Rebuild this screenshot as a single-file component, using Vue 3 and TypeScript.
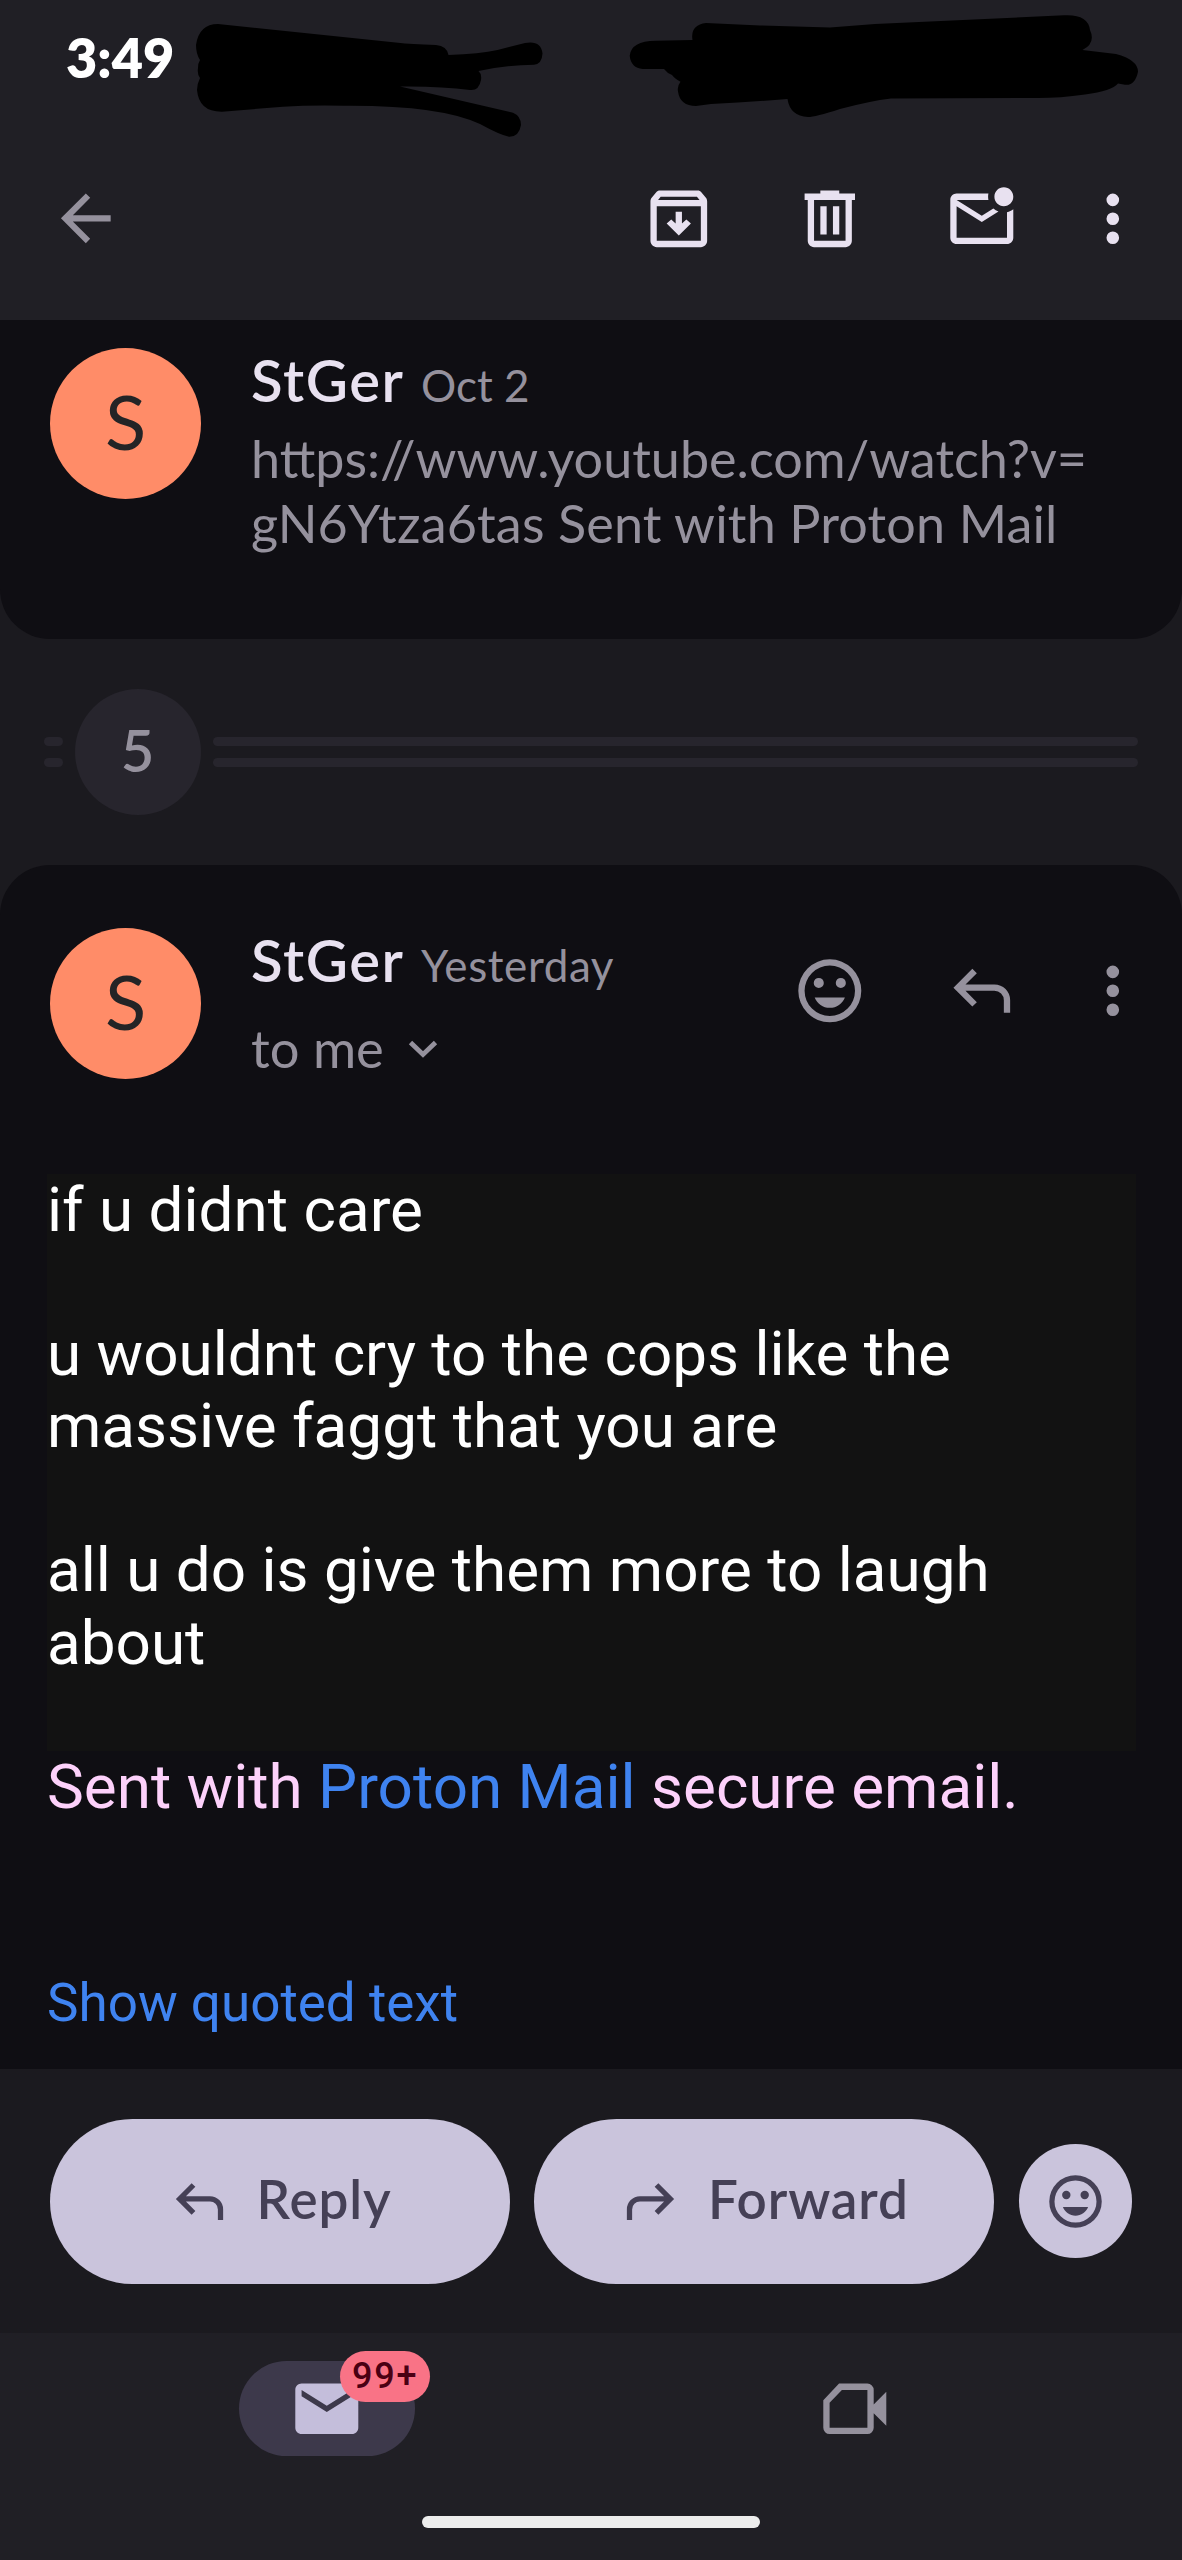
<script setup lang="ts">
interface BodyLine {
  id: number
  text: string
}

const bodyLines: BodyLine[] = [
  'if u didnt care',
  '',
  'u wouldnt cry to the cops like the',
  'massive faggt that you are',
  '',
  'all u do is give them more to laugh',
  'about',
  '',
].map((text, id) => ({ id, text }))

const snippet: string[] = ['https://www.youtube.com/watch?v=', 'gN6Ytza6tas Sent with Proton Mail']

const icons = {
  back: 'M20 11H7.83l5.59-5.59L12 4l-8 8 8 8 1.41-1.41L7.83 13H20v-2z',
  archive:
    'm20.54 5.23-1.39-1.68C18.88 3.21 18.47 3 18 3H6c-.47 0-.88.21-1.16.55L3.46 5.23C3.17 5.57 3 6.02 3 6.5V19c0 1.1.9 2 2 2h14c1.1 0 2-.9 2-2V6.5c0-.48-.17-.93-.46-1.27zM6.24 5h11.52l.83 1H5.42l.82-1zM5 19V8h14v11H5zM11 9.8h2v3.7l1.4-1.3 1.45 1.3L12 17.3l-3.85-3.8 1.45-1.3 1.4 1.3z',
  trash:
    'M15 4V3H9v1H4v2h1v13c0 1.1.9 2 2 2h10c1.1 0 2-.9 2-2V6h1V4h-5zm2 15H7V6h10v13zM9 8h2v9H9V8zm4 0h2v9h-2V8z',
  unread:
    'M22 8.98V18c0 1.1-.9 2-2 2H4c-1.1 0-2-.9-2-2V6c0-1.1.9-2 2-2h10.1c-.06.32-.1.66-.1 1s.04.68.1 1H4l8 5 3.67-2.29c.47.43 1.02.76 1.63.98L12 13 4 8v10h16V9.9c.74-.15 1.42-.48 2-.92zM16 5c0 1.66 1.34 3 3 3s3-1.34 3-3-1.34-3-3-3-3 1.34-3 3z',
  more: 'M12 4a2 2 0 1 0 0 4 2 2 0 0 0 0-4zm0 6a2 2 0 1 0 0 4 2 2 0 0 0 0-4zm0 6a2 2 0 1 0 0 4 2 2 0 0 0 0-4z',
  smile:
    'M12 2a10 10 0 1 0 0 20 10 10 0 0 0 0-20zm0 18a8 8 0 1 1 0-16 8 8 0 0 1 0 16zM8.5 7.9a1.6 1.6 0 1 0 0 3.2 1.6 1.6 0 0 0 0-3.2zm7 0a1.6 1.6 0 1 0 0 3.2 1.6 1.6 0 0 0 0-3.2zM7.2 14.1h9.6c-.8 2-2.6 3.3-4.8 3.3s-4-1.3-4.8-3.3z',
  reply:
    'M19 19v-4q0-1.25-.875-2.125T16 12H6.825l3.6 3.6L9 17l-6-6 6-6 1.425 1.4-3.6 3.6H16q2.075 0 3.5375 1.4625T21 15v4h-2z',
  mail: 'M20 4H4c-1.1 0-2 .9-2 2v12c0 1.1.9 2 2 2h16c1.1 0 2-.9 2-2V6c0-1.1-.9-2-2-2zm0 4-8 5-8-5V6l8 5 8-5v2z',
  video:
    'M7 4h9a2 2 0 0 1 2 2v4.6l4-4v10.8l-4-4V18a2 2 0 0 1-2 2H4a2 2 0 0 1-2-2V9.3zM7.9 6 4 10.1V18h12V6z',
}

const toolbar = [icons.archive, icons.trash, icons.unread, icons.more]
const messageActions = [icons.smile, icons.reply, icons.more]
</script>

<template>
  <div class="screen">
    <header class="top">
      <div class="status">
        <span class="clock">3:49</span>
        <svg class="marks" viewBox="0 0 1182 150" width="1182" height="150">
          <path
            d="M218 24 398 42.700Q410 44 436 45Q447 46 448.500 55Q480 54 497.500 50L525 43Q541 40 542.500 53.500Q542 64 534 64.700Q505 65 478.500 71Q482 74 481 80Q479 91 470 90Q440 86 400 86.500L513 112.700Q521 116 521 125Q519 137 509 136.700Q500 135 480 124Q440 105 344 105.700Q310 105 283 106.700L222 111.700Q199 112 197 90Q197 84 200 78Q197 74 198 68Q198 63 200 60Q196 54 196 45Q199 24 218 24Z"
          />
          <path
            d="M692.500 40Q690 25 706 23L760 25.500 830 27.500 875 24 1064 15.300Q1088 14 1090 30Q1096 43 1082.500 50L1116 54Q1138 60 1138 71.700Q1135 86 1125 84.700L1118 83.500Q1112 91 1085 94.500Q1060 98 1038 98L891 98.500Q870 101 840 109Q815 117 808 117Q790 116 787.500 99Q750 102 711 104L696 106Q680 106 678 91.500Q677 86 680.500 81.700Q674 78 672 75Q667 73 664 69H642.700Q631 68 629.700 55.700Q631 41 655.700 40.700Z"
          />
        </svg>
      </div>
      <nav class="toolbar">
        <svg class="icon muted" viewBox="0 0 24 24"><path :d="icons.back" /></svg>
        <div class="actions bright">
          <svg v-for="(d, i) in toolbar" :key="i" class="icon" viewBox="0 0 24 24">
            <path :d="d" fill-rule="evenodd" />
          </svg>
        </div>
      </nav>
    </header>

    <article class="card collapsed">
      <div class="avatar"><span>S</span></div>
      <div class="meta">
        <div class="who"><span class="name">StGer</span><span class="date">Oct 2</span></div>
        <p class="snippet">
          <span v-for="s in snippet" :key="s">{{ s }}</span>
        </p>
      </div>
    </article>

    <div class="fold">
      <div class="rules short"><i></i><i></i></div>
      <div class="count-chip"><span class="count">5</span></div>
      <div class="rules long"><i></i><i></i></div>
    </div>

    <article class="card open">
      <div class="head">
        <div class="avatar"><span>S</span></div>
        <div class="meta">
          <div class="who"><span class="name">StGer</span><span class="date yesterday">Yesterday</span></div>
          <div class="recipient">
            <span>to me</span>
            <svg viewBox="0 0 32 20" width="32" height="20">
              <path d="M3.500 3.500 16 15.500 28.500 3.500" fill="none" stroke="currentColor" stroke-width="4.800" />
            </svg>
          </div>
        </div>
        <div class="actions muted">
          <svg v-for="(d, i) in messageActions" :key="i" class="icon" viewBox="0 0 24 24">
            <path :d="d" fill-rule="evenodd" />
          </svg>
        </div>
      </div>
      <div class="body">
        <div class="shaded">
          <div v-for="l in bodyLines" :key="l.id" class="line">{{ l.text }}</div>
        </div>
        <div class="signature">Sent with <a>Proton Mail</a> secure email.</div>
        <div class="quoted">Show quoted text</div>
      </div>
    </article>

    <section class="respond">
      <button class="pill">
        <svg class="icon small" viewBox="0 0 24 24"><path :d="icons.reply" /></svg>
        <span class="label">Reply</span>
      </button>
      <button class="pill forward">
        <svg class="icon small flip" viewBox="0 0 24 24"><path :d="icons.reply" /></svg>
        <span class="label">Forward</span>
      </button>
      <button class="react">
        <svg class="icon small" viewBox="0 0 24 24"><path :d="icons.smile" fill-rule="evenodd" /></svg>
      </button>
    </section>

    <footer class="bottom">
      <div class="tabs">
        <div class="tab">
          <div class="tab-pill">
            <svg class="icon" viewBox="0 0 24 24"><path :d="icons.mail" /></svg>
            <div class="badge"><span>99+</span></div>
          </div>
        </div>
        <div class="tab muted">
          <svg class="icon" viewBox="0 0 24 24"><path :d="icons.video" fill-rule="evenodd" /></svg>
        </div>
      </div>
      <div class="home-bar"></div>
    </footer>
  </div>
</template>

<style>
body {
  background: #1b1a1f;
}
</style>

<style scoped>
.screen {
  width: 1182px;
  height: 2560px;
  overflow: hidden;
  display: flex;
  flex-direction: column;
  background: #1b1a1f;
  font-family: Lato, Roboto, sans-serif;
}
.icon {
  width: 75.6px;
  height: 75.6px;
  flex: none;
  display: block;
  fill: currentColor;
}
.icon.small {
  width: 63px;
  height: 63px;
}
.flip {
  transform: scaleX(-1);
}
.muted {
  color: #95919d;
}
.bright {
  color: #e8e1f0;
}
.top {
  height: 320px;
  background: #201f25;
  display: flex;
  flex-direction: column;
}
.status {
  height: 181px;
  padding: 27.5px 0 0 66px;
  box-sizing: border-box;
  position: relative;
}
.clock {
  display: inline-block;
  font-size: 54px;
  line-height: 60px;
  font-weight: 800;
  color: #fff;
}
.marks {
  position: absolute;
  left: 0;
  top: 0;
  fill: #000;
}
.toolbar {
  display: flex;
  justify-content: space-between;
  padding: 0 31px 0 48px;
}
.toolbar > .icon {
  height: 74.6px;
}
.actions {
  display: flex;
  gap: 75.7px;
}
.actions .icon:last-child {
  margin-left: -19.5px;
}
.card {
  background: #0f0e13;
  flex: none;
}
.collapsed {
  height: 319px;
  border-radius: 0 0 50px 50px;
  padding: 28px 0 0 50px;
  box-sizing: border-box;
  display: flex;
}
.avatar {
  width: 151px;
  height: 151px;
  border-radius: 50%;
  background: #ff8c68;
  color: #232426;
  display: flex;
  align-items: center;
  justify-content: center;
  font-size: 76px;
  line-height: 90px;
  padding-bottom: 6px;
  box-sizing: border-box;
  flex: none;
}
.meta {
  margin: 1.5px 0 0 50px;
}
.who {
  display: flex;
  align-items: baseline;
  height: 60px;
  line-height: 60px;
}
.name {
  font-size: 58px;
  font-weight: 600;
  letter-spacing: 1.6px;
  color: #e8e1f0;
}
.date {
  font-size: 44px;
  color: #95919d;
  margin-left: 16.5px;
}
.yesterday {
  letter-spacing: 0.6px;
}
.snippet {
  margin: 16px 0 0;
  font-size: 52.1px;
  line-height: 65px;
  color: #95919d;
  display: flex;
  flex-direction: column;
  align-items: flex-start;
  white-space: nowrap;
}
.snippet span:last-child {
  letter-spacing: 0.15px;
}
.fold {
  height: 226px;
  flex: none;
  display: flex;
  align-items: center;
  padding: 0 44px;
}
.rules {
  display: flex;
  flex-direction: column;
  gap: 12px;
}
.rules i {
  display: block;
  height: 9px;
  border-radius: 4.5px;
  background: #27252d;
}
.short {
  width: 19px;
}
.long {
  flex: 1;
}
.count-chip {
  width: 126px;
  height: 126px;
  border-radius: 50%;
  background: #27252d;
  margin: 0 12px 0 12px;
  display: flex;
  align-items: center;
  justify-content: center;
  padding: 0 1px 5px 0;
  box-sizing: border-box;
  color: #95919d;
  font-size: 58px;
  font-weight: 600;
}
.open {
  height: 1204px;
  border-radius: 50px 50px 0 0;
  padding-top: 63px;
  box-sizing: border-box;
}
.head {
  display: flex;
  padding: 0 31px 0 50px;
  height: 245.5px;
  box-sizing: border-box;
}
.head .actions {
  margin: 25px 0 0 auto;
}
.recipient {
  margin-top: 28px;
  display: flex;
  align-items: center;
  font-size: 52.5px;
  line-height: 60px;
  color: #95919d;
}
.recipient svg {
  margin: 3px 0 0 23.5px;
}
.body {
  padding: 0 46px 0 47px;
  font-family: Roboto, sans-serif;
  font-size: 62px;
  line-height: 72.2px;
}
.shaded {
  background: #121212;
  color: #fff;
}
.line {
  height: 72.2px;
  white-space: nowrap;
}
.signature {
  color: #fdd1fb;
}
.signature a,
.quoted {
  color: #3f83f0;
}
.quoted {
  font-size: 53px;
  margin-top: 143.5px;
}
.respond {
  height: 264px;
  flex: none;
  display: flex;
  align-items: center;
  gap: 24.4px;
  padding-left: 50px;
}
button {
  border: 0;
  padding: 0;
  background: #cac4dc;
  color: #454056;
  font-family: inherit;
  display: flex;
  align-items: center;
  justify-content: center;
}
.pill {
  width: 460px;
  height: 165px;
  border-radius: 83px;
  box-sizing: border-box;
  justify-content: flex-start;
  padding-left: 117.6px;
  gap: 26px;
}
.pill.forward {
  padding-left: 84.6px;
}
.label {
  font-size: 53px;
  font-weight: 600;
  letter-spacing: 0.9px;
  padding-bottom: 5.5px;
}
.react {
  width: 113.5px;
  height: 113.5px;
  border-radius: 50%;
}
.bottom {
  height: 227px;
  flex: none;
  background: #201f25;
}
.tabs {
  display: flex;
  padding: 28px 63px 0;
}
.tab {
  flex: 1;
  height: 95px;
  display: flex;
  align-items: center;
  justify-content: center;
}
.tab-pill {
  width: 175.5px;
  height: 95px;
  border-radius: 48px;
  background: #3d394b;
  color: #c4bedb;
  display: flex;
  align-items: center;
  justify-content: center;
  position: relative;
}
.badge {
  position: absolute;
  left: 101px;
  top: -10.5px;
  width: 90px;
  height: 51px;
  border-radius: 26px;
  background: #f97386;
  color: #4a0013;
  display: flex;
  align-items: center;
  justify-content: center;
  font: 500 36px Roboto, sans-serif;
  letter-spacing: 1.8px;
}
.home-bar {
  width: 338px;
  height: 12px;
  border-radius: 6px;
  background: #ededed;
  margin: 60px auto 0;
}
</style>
****
Restate, line by line and word for word, everything from the top of the material through the line that contains "const snippet: string[]". Leave pictures out.

Rebuild this screenshot as a single-file component, using Vue 3 and TypeScript.
<script setup lang="ts">
interface BodyLine {
  id: number
  text: string
}

const bodyLines: BodyLine[] = [
  'if u didnt care',
  '',
  'u wouldnt cry to the cops like the',
  'massive faggt that you are',
  '',
  'all u do is give them more to laugh',
  'about',
  '',
].map((text, id) => ({ id, text }))

const snippet: string[] = ['https://www.youtube.com/watch?v=', 'gN6Ytza6tas Sent with Proton Mail']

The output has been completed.